* **Dataset excerpt**:
— START —

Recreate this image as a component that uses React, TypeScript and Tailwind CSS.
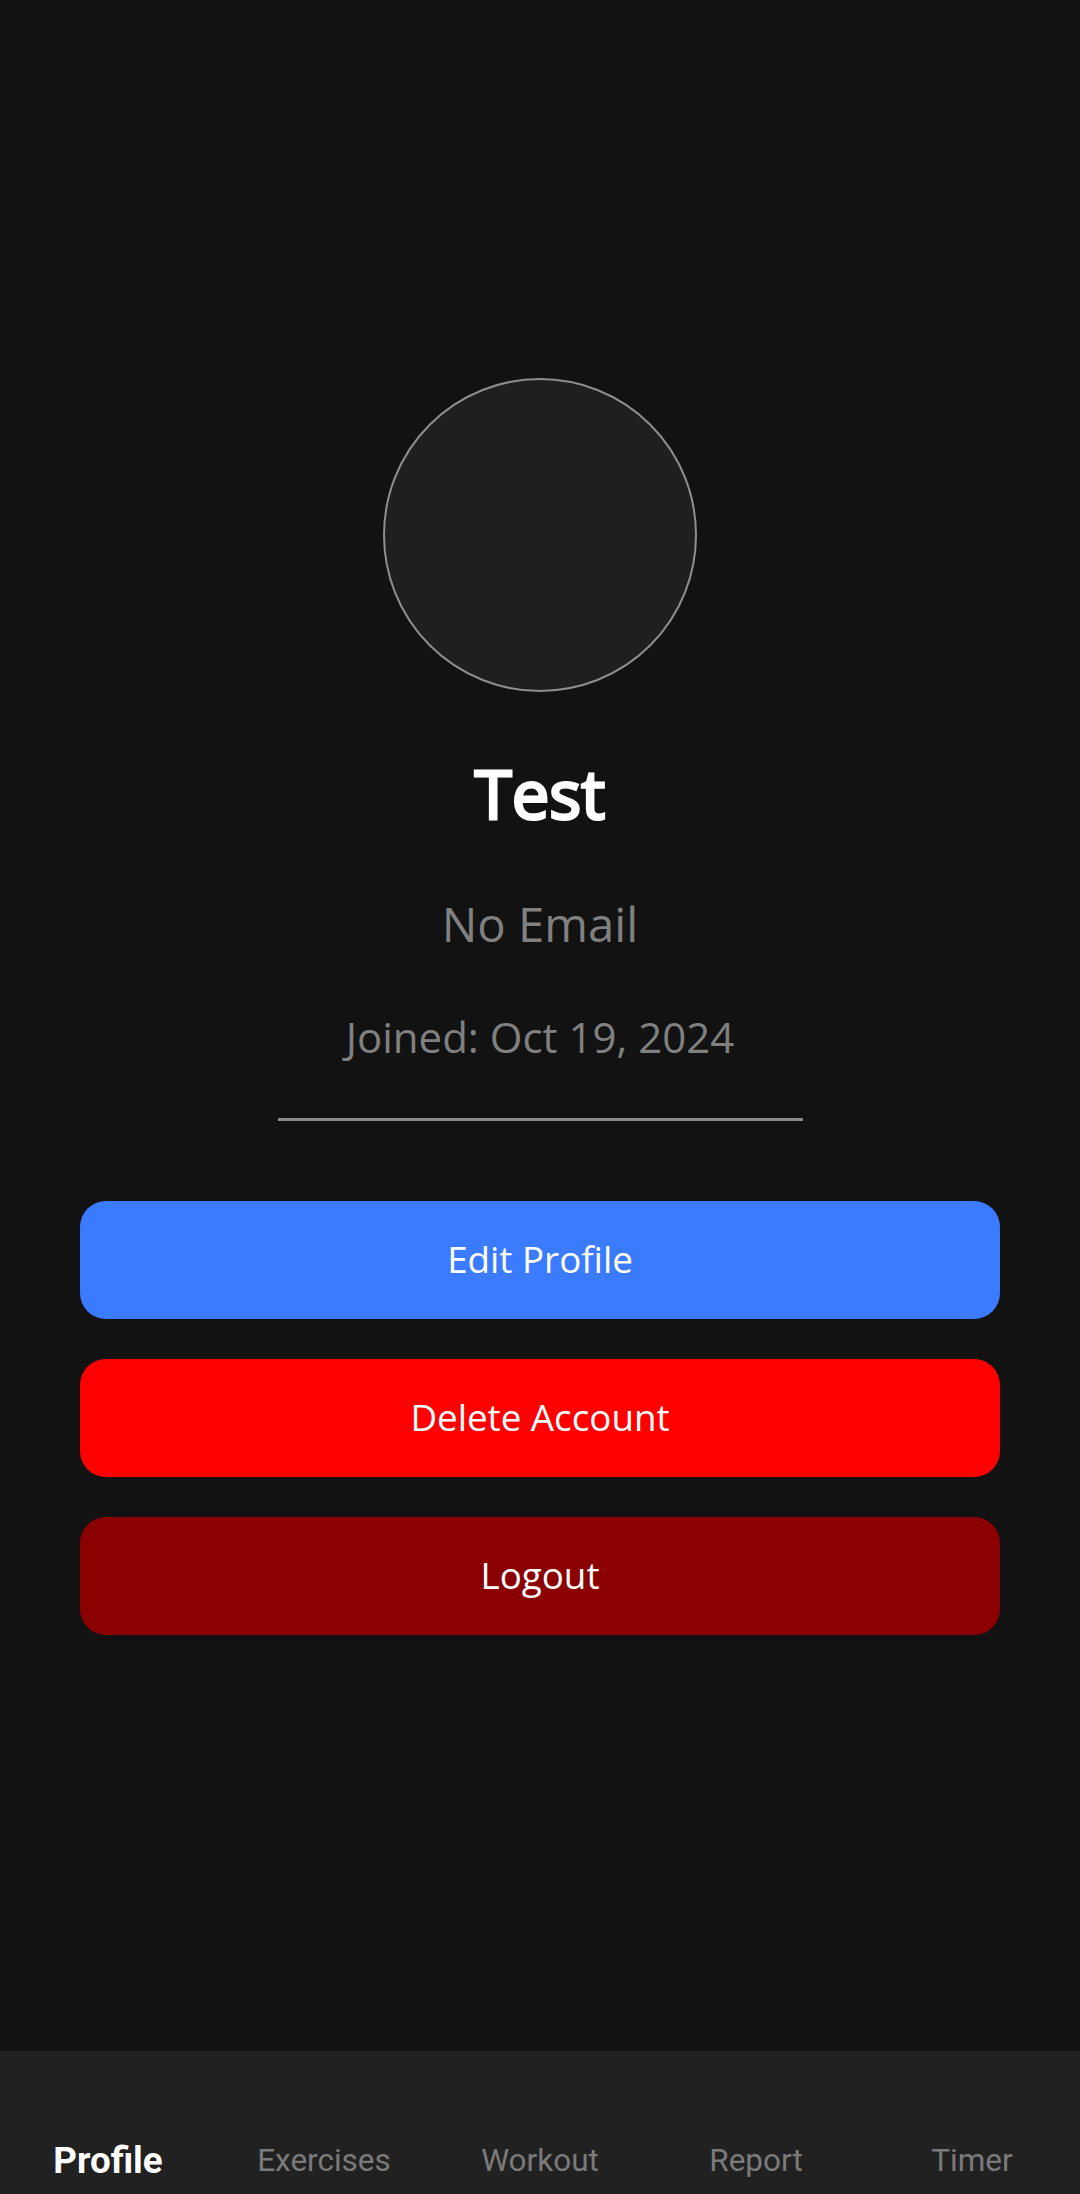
import React from "react";

const openSans = { fontFamily: '"Open Sans", "Noto Sans", sans-serif' };

export default function App() {
  const tabs = ["Profile", "Exercises", "Workout", "Report", "Timer"];
  return (
    <div className="flex h-[2194px] w-[1080px] flex-col bg-[#121212]" style={openSans}>
      <main className="flex flex-1 flex-col items-center pt-[378px]">
        <div className="h-[314px] w-[314px] rounded-full border-[2.5px] border-[#8e8e8e] bg-[#1f1f1f]" />
        <h1 className="mt-[51px] text-[67px] font-normal leading-[100px] text-white [-webkit-text-stroke:3px_white]">
          Test
        </h1>
        <p className="mt-[49px] text-[47.25px] leading-[64px] text-[#808080]">No Email</p>
        <p className="mt-[52px] text-[42px] leading-[57px] text-[#808080]">Joined: Oct 19, 2024</p>
        <div className="mt-[53px] h-[3px] w-[525px] bg-[#8a8a8a]" />
        <div className="mt-[80px] flex w-full flex-col gap-[40px] px-[80px]">
          <button className="flex h-[118px] items-center justify-center rounded-[26px] bg-[#3b7bff] text-[36.75px] text-white">
            Edit Profile
          </button>
          <button className="flex h-[118px] items-center justify-center rounded-[26px] bg-[#ff0000] text-[36.75px] text-white">
            Delete Account
          </button>
          <button className="flex h-[118px] items-center justify-center rounded-[26px] bg-[#8b0000] text-[36.75px] text-white">
            Logout
          </button>
        </div>
      </main>
      <nav
        className="grid h-[143px] grid-cols-5 items-end bg-[#212121] pb-[13px]"
        style={{ fontFamily: 'Roboto, "Liberation Sans", sans-serif' }}
      >
        {tabs.map((t, i) => (
          <div
            key={t}
            className={
              i === 0
                ? "text-center text-[36.75px] font-bold leading-[40px] text-white"
                : "text-center text-[31.5px] leading-[40px] text-[#7a7a7a]"
            }
          >
            {t}
          </div>
        ))}
      </nav>
    </div>
  );
}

— END —

* **Exercise aim**: Your task is to repeat the material above exactly, without its pictures.

* **Exercise result**:
Recreate this image as a component that uses React, TypeScript and Tailwind CSS.
import React from "react";

const openSans = { fontFamily: '"Open Sans", "Noto Sans", sans-serif' };

export default function App() {
  const tabs = ["Profile", "Exercises", "Workout", "Report", "Timer"];
  return (
    <div className="flex h-[2194px] w-[1080px] flex-col bg-[#121212]" style={openSans}>
      <main className="flex flex-1 flex-col items-center pt-[378px]">
        <div className="h-[314px] w-[314px] rounded-full border-[2.5px] border-[#8e8e8e] bg-[#1f1f1f]" />
        <h1 className="mt-[51px] text-[67px] font-normal leading-[100px] text-white [-webkit-text-stroke:3px_white]">
          Test
        </h1>
        <p className="mt-[49px] text-[47.25px] leading-[64px] text-[#808080]">No Email</p>
        <p className="mt-[52px] text-[42px] leading-[57px] text-[#808080]">Joined: Oct 19, 2024</p>
        <div className="mt-[53px] h-[3px] w-[525px] bg-[#8a8a8a]" />
        <div className="mt-[80px] flex w-full flex-col gap-[40px] px-[80px]">
          <button className="flex h-[118px] items-center justify-center rounded-[26px] bg-[#3b7bff] text-[36.75px] text-white">
            Edit Profile
          </button>
          <button className="flex h-[118px] items-center justify-center rounded-[26px] bg-[#ff0000] text-[36.75px] text-white">
            Delete Account
          </button>
          <button className="flex h-[118px] items-center justify-center rounded-[26px] bg-[#8b0000] text-[36.75px] text-white">
            Logout
          </button>
        </div>
      </main>
      <nav
        className="grid h-[143px] grid-cols-5 items-end bg-[#212121] pb-[13px]"
        style={{ fontFamily: 'Roboto, "Liberation Sans", sans-serif' }}
      >
        {tabs.map((t, i) => (
          <div
            key={t}
            className={
              i === 0
                ? "text-center text-[36.75px] font-bold leading-[40px] text-white"
                : "text-center text-[31.5px] leading-[40px] text-[#7a7a7a]"
            }
          >
            {t}
          </div>
        ))}
      </nav>
    </div>
  );
}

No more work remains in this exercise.